Re: Notation for sets in n3

this is a while ago and I thought I mentioned alternative,
but can't find it on this list.. what we often write is
  ( <a> <b> <c> )^owl:oneOf
and treat it internally as 1 term (it can't denote 2 sets)

-- 
Jos De Roo, AGFA http://www.agfa.com/w3c/jdroo/




Dan Connolly <connolly@w3.org>
Sent by: public-cwm-talk-request@w3.org
04/08/2004 18:49

 
        To:     Sandro Hawke <sandro@w3.org>
        cc:     Tim Berners-Lee <timbl@w3.org>, Jos 
De_Roo/AMDUS/MOR/Agfa-NV/BE/BAYER@AGFA, Yosi Scharf <syosi@mit.edu>, 
public-cwm-talk@w3.org
        Subject:        Re: Notation for sets in n3



On Wed, 2004-08-04 at 11:29, Sandro Hawke wrote:
> > True.  I had been thinking that formulae were too different from lists
> > for sets to look like them - but then, formulae are indeed unordered
> > sets of statements.
> >
> > { <a>, <b>, <c> }
> >
> > works for me, as I also kinda expect {} for a set since high school.
> >
> > Currently N3 is an LR1 language which can be predictively parsed: you
> > know which production is being expanded by looking just at the first
> > token.   This change would mess that up, in that one would have to try
> > both productions to distinguish
> >
> > { <a> <b> <c> }  from  { <a> , <b>, <c> }
> >
> > where <a> could be any path expression.
>
> Yeah....   Yosi pointed that out to me yesterday.   Ugh.
>
> I'm inclined to let the machine do the work.
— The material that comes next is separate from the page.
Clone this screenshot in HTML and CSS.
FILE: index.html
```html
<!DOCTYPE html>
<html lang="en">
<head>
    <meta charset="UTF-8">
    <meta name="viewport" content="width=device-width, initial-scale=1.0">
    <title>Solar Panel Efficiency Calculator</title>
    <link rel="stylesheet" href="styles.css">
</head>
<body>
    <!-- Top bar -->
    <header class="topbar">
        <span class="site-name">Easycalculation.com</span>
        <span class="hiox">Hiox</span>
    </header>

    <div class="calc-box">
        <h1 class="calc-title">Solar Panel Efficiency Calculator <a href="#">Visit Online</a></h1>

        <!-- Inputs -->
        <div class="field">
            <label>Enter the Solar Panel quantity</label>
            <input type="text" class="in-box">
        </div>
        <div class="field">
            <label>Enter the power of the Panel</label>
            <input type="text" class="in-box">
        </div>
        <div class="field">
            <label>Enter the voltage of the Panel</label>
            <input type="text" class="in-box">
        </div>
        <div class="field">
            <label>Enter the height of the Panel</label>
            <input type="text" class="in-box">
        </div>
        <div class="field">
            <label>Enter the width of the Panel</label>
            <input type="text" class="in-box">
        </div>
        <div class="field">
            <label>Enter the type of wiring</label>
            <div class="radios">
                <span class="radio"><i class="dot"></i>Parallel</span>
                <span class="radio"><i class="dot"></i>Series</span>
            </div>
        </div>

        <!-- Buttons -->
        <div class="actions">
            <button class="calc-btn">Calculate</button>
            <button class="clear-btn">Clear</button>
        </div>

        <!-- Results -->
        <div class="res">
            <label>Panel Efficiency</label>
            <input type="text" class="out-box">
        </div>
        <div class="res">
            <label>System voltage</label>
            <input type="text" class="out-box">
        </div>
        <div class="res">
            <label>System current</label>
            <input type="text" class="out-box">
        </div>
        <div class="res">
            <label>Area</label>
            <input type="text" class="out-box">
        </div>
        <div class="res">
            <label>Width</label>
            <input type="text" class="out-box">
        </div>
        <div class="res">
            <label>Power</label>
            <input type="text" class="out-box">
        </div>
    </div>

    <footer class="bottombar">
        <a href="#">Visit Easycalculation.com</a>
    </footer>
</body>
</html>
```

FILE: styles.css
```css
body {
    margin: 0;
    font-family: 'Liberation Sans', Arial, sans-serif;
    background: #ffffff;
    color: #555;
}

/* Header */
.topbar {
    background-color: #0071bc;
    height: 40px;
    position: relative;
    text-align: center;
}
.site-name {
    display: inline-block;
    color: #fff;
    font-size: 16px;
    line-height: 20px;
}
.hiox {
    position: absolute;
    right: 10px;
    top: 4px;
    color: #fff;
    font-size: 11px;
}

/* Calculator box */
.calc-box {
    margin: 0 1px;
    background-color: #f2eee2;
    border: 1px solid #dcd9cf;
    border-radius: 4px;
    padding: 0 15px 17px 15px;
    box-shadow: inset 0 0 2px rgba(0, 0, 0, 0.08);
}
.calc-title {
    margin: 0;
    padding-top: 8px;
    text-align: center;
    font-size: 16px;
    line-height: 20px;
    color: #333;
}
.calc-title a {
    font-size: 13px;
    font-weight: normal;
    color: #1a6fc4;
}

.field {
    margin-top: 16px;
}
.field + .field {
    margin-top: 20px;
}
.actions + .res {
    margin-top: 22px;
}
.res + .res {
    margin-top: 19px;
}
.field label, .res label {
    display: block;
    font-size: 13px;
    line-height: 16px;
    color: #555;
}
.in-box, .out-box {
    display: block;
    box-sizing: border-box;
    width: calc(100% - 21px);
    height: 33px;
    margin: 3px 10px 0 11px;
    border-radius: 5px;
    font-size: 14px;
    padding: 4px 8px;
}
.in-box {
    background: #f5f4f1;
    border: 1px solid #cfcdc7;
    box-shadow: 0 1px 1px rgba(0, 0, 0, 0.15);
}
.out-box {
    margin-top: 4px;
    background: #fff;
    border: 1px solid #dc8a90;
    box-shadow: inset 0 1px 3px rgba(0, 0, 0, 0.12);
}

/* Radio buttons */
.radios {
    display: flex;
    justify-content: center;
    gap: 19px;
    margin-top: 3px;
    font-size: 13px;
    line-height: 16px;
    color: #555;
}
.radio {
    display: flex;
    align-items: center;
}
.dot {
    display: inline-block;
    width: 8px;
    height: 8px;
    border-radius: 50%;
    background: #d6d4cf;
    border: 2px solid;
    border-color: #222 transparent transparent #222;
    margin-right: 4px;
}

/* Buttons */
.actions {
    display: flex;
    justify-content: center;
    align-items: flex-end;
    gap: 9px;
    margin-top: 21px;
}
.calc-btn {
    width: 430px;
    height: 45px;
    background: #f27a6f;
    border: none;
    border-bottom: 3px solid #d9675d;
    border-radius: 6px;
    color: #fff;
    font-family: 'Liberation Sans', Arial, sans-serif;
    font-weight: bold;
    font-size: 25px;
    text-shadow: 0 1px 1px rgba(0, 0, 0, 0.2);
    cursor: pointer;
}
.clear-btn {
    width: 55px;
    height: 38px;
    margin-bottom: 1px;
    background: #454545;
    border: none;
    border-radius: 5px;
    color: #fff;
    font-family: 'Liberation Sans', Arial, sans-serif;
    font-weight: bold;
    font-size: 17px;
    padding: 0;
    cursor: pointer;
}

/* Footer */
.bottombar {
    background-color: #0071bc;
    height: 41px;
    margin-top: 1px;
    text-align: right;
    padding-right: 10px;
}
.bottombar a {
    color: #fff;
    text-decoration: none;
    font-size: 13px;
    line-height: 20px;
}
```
I'm inclined the other way, in this case.

>   Prolog DCGs and
> blindfold's btyacc parser allow unlimitted lookahead, which gives you
> expontial worst case performance problems, but there's no penalty in
> the normal case, and I don't think this grammar ambiguity allows one
> to construct a bad situation.  But it would be an obstacle to N3
> spreading.

Yes, I think so...

"worse-is-better, even in its strawman form, has better survival
characteristics than the-right-thing"
-- http://www.jwz.org/doc/worse-is-better.html

> > The inelegant but effective solution to that would be
> > { , <a>, <b>, <c> }
> > which would be consistent with
> > {,}
> > as the null set and
> > {,<a>}
> > as a singleton set.
>
> Is it okay to use { } as both the empty set and the empty formula?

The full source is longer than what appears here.